Numerous individuals and organizations fought valiantly for three decades to obtain basic anti-discrimination protections for LGBT people in Washington. I want to make that perfectly clear. This was a collective effort in which we played a very small, supporting role.

Ironically, I parted ways with Seattle's LGBT chamber for being marginalized by its executive director. After four years of service, I proposed to increase my rate for the very first time by four percent (the average national rate of inflation for one year). In discussing this with the executive director, she made a point of telling me the desktop publisher for our newsletter lives a very simple life and offers the organization very modest rates. Our mission was about expanding economic opportunities for those who support equality for all, and our organization's leader told me my skilled work held no more value than a pixel pusher. Before leaving on an extended holiday to Mexico, I left the executive director with a proposal I was confident she would reject. One can only bump up against a glass ceiling so many times before realizing one's own self worth. It's been six years and I haven't looked back.

Toward my latter days with the chamber as its communications director, I came to realize there are more important battles to triumph than social justice. What good is social justice if we don't have a sustainable place to call home; a healthy rock to live on? Don't get me wrong, I believe wholeheartedly in equality (gender, ethnic, sexual orientation, economic, etc.).

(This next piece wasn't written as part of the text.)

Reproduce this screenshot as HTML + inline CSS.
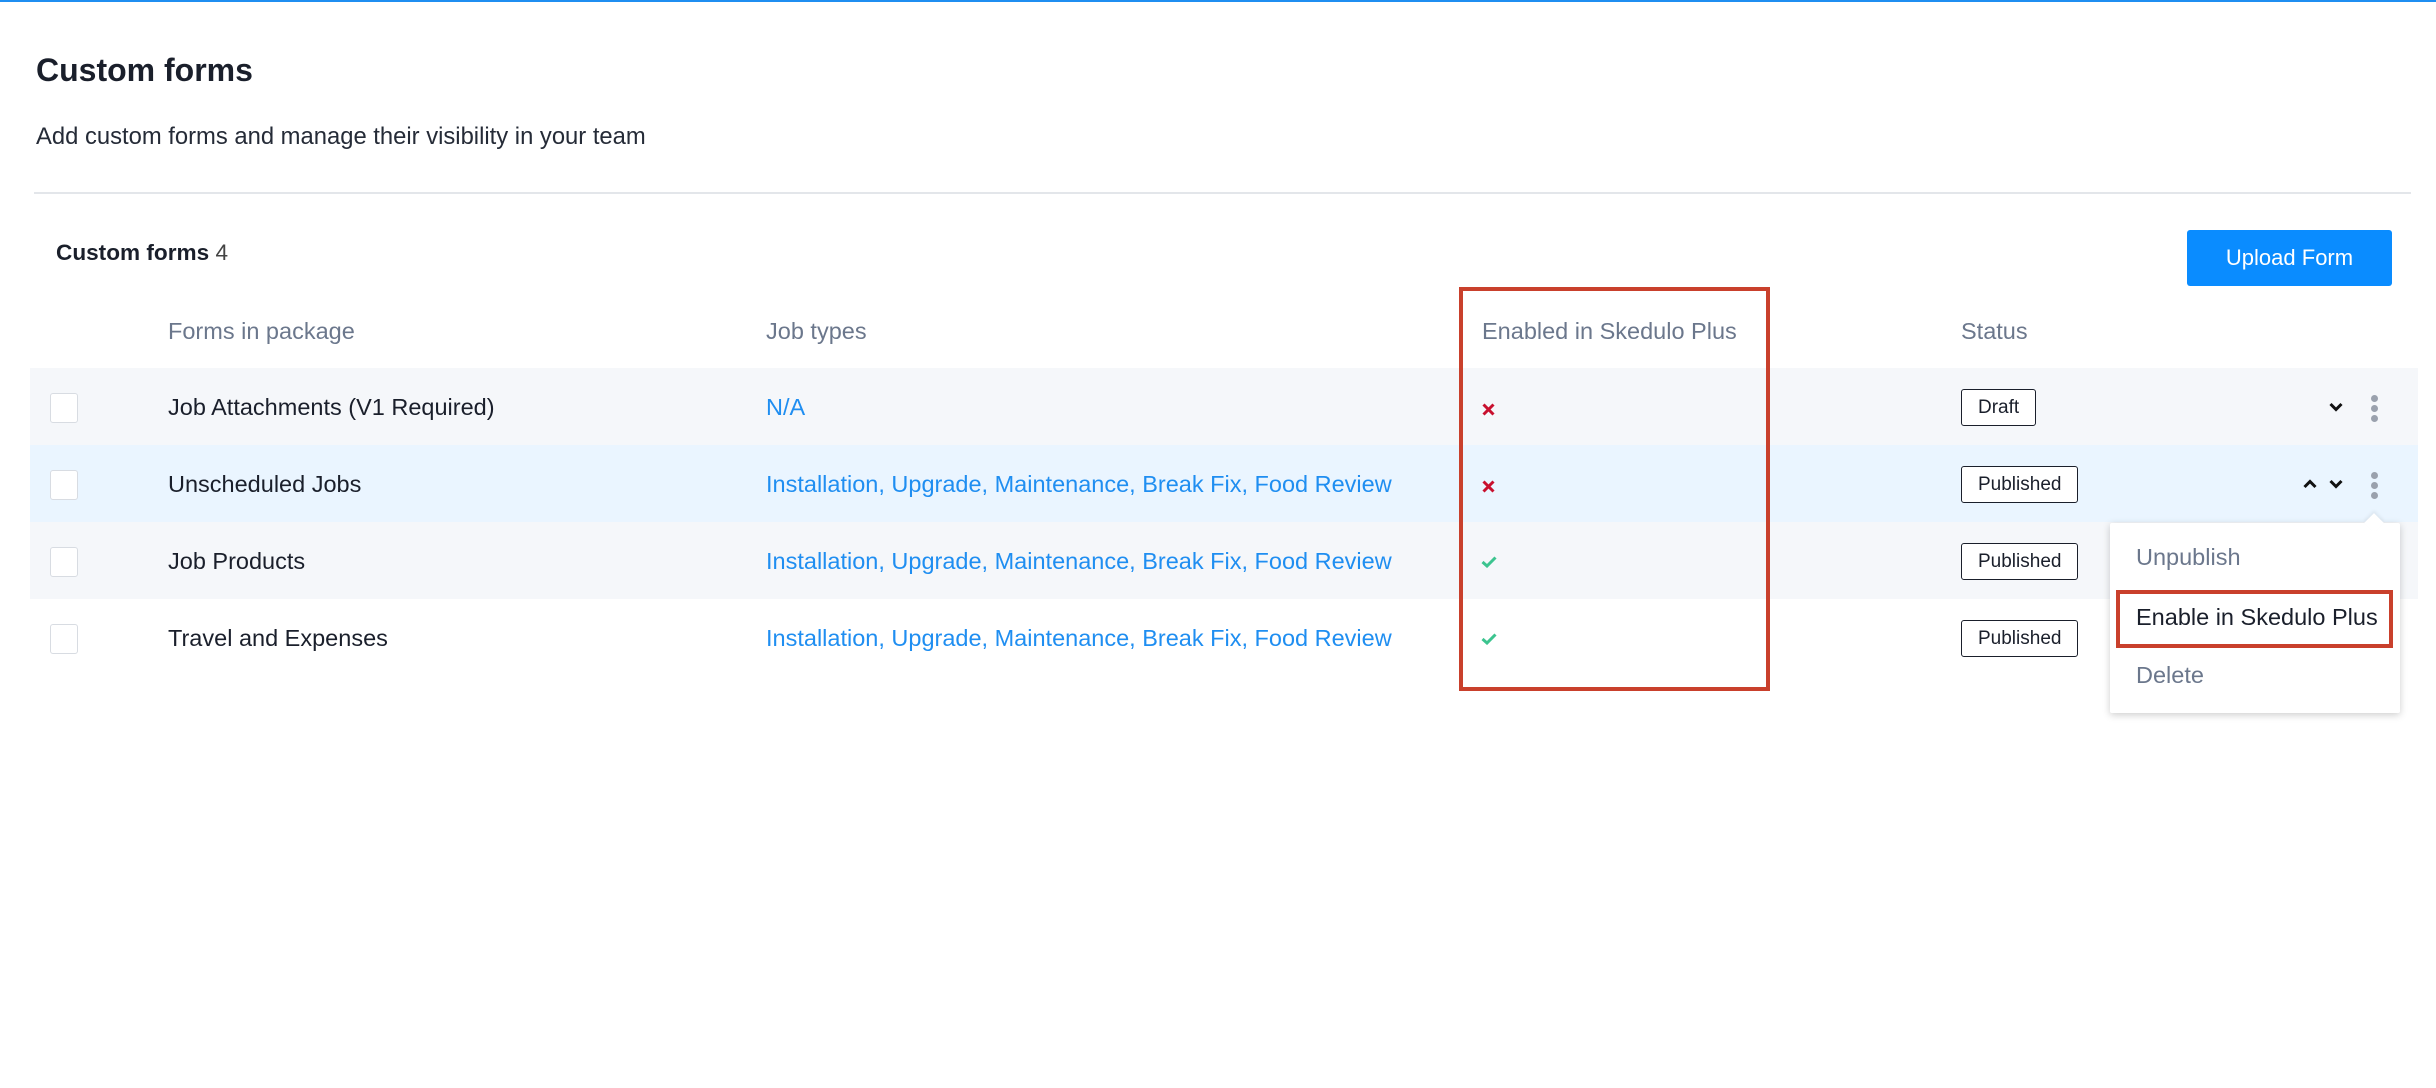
<!DOCTYPE html>
<html><head><meta charset="utf-8"><style>
*{margin:0;padding:0;box-sizing:border-box}
body{width:2436px;height:1088px;background:#fff;font-family:"Liberation Sans",sans-serif;position:relative;overflow:hidden;color:#1a1f2b}
.a{position:absolute;white-space:nowrap}
.row{position:absolute;left:30px;width:2388px;height:77px}
.cb{position:absolute;left:50px;width:28px;height:30px;border:1px solid #d8dce2;border-radius:3px;background:#fff}
.name{position:absolute;left:168px;font-size:23.5px;color:#1a1f2b}
.jt{position:absolute;left:766px;font-size:23.5px;color:#1f8ef1}
.hd{font-size:23.5px;color:#6b778c}
.badge{position:absolute;left:1961px;height:37px;border:1.5px solid #1a1f2b;border-radius:3px;font-size:19px;line-height:36px;padding:0 16px;background:#fff}
.dot{position:absolute;width:7px;height:7px;border-radius:50%;background:#9aa1ad}
</style></head><body>
<div class="a" style="left:0;top:0;width:2436px;height:2px;background:#1f8ef1"></div>
<div class="a" style="left:36px;top:52px;font-size:32px;font-weight:bold">Custom forms</div>
<div class="a" style="left:36px;top:123px;font-size:23.8px;color:#252b37">Add custom forms and manage their visibility in your team</div>
<div class="a" style="left:34px;top:192px;width:2377px;height:2px;background:#e3e6ea"></div>
<div class="a" style="left:56px;top:240px;font-size:22.6px"><b>Custom forms</b> <span style="color:#444">4</span></div>
<div class="a" style="left:2187px;top:230px;width:205px;height:56px;background:#0a8cff;border-radius:3px;color:#fff;font-size:22px;text-align:center;line-height:56px">Upload Form</div>
<div class="a hd" style="left:168px;top:318px">Forms in package</div>
<div class="a hd" style="left:766px;top:318px">Job types</div>
<div class="a hd" style="left:1482px;top:318px">Enabled in Skedulo Plus</div>
<div class="a hd" style="left:1961px;top:318px">Status</div>

<div class="row" style="top:368px;background:#f5f7fa"></div>
<div class="row" style="top:445px;background:#eaf5ff"></div>
<div class="row" style="top:522px;background:#f5f7fa"></div>

<div class="cb" style="top:393px"></div><div class="cb" style="top:470px"></div><div class="cb" style="top:547px"></div><div class="cb" style="top:624px"></div>
<div class="a name" style="top:394px">Job Attachments (V1 Required)</div>
<div class="a name" style="top:471px">Unscheduled Jobs</div>
<div class="a name" style="top:548px">Job Products</div>
<div class="a name" style="top:625px">Travel and Expenses</div>
<div class="a jt" style="top:394px">N/A</div>
<div class="a jt" style="top:471px">Installation, Upgrade, Maintenance, Break Fix, Food Review</div>
<div class="a jt" style="top:548px">Installation, Upgrade, Maintenance, Break Fix, Food Review</div>
<div class="a jt" style="top:625px">Installation, Upgrade, Maintenance, Break Fix, Food Review</div>

<svg class="a" style="left:1482px;top:403px" width="13" height="13"><path d="M1.5 1.5L11.5 11.5M11.5 1.5L1.5 11.5" stroke="#c8102e" stroke-width="3"/></svg>
<svg class="a" style="left:1482px;top:480px" width="13" height="13"><path d="M1.5 1.5L11.5 11.5M11.5 1.5L1.5 11.5" stroke="#c8102e" stroke-width="3"/></svg>
<svg class="a" style="left:1481px;top:556px" width="16" height="12"><path d="M1.5 6L6 10L14.5 1.5" stroke="#3cc48f" stroke-width="3" fill="none"/></svg>
<svg class="a" style="left:1481px;top:633px" width="16" height="12"><path d="M1.5 6L6 10L14.5 1.5" stroke="#3cc48f" stroke-width="3" fill="none"/></svg>

<div class="badge" style="top:389px">Draft</div>
<div class="badge" style="top:466px">Published</div>
<div class="badge" style="top:543px">Published</div>
<div class="badge" style="top:620px">Published</div>

<svg class="a" style="left:2329px;top:402px" width="14" height="10"><path d="M1.5 2L7 7.5L12.5 2" stroke="#111" stroke-width="3" fill="none"/></svg>
<svg class="a" style="left:2329px;top:479px" width="14" height="10"><path d="M1.5 2L7 7.5L12.5 2" stroke="#111" stroke-width="3" fill="none"/></svg>
<svg class="a" style="left:2303px;top:479px" width="14" height="10"><path d="M1.5 8L7 2.5L12.5 8" stroke="#111" stroke-width="3" fill="none"/></svg>
<div class="dot" style="left:2371px;top:395px"></div><div class="dot" style="left:2371px;top:405px"></div><div class="dot" style="left:2371px;top:415px"></div>
<div class="dot" style="left:2371px;top:472px"></div><div class="dot" style="left:2371px;top:482px"></div><div class="dot" style="left:2371px;top:492px"></div>

<div class="a" style="left:1459px;top:287px;width:311px;height:404px;border:4px solid #c9402c"></div>

<div class="a" style="left:2110px;top:523px;width:290px;height:190px;background:#fff;box-shadow:0 2px 8px rgba(0,0,0,.2);border-radius:2px"></div>
<div class="a" style="left:2367px;top:516px;width:14px;height:14px;background:#fff;transform:rotate(45deg);box-shadow:-2px -2px 3px rgba(0,0,0,.06)"></div>
<div class="a" style="left:2136px;top:544px;font-size:23.5px;color:#6b778c">Unpublish</div>
<div class="a" style="left:2116px;top:590px;width:277px;height:58px;border:4px solid #c9402c"></div>
<div class="a" style="left:2136px;top:604px;font-size:23.5px;color:#1a1f2b">Enable in Skedulo Plus</div>
<div class="a" style="left:2136px;top:662px;font-size:23.5px;color:#6b778c">Delete</div>
</body></html>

More recently, since falling chronically ill, I've also become passionate about clean food and sustainable agriculture. I believe good, healthy food is a basic human right.

I will draw on my previous experience and ponder where to apply it next. I'll keep my day job and search for a volunteer opportunity I can apply my passion to. Well I guess only time will tell where the road leads me next, who I may encounter along the way and what other life iterations I'll embrace.